No existing PKI Active Directory Enterprise CA
Windows target Ansible Internal CA Microsoft AD Integrated CA
Linux target Ansible Internal CA → Linux Microsoft CA via delegate → Linux

Workflow Quick Reference

Feature Playbook / Role Type Status Notes
Generate Ansible root CA certificate_authority setup prod --tags generate_ca
Trust Ansible CA on Windows certificate_authority trust prod --tags trust_root_ca_windows
Issue cert — Ansible CA → Windows playbooks/certificate-authority-issue.yml issue prod --tags generate_csr_windows,sign_certificate,import_certificate_windows
Issue cert — Ansible CA → Linux playbooks/certificate-authority-issue.yml issue prod --tags generate_key_linux,generate_csr_linux,sign_certificate,write_certificate_linux
Issue cert — Microsoft CA → Windows (direct) playbooks/certificate-authority-issue.yml issue prod --tags generate_csr_windows,sign_certificate_microsoft_ca,import_certificate_windows
Issue cert — Microsoft CA → Windows (delegate) playbooks/certificate-authority-issue.yml issue prod --tags generate_csr_windows,sign_certificate_microsoft_ca,import_certificate_windows,export_certificate_windows,deploy_certificate_windows --forks=1
Issue cert — Microsoft CA → Linux (via Windows delegate) playbooks/certificate-authority-issue.yml issue prod --tags generate_csr_windows,sign_certificate_microsoft_ca,import_certificate_windows,export_certificate_windows,deploy_certificate_linux --forks=1
Renew cert only — Linux (reuse existing key) playbooks/certificate-authority-issue.yml renew prod --tags generate_csr_linux,sign_certificate,write_certificate_linux certificate_authority_linux_reuse_key: true
Import existing PFX — Windows certificate_authority deploy prod --tags import_pfx_windows
Install IIS certificate_authority install prod --tags install_iis
Bind certificate to IIS site certificate_authority bind prod --tags bind_iis_certificate
Deploy PFX from Windows delegate → Linux certificate_authority deploy prod --tags deploy_certificate_linux

Generating the Root CA

The Ansible internal CA flow depends on a root CA that the role generates and stores in an encrypted Ansible Vault file.
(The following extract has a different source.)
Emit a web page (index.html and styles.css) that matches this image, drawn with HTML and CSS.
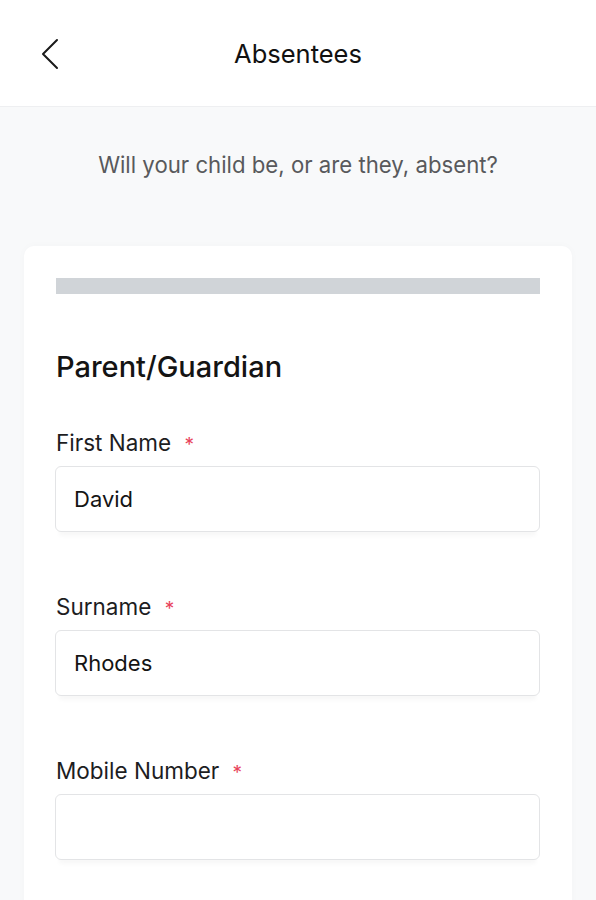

The CA's private key is created in memory and is never written to disk in cleartext — it is encrypted before the file is ever opened. The vault file is portable: you can generate the CA in one environment (e.g. a security-controlled workstation) and ship the encrypted file to wherever it will be used.

See Generating the Ansible Root CA for the security model, the variables that control it, and the recommended cross-environment workflow.

The Microsoft AD integrated flow does not need this step; it submits CSRs to an existing Enterprise CA.

Tag Reference

Tag Use case Description
generate_ca Ansible CA Generate a new self-signed CA and save it to an encrypted vault file
trust_root_ca_windows Ansible CA Install the Ansible CA into the Windows Trusted Root store
sign_certificate Ansible CA Sign a CSR with the Ansible-managed CA on the control node
generate_csr_windows Windows — Both Generate a CSR on a Windows host using certreq.exe -new
sign_certificate_microsoft_ca Windows — Microsoft CA Submit a CSR to a Microsoft CA via certreq.exe -submit
import_certificate_windows Windows — Both Import a signed certificate on a Windows host via certreq.exe -accept
export_certificate_windows Windows — Both Export an imported certificate from the Windows machine store as a PFX file
deploy_certificate_windows Windows — Both Copy an exported PFX from a Windows delegate host to a Windows target and import it
deploy_certificate_linux Linux — Both Copy an exported PFX from a Windows delegate host to a Linux target, extract cert and key, and write them to disk
import_pfx_windows Windows — Both Import a PFX file that already exists on the Windows host into LocalMachine\My
install_iis Windows — Both Install the IIS web server Windows feature
bind_iis_certificate Windows — Both Bind an issued certificate to an IIS web site
generate_key_linux Linux — Ansible CA Generate an RSA or ECC private key on a Linux host
generate_csr_linux Linux — Ansible CA Generate a CSR on a Linux host
write_certificate_linux Linux — Ansible CA Write the signed certificate to a file on a Linux host

No tasks run unless a tag is explicitly specified — see the use case pages for the supported tag combinations and ordering.

Requirements

  1. The community.crypto Ansible collection must be installed on the control node.
  2. The ansible.windows collection must be installed for Windows tasks.
  3. Python's cryptography package must be available on the control node (pip install cryptography).
  4. For Linux targets: the python3-cryptography OS package must be installed on the target host. The generate_key_linux and generate_csr_linux tasks install it automatically via the OS package manager.

Fact Gathering

The role works whether gather_facts is on or off:

  • With facts on (the default), the role enriches default DNS SANs with ansible_fqdn/ansible_hostname and can auto-derive the IP SAN from ansible_ip_addresses when certificate_authority_cert_include_ip_san: true.
  • With facts off, default DNS SANs fall back to inventory_hostname/inventory_hostname_short. For an IP SAN, add an explicit "IP:<addr>" entry to certificate_authority_cert_sans instead of relying on auto-detection.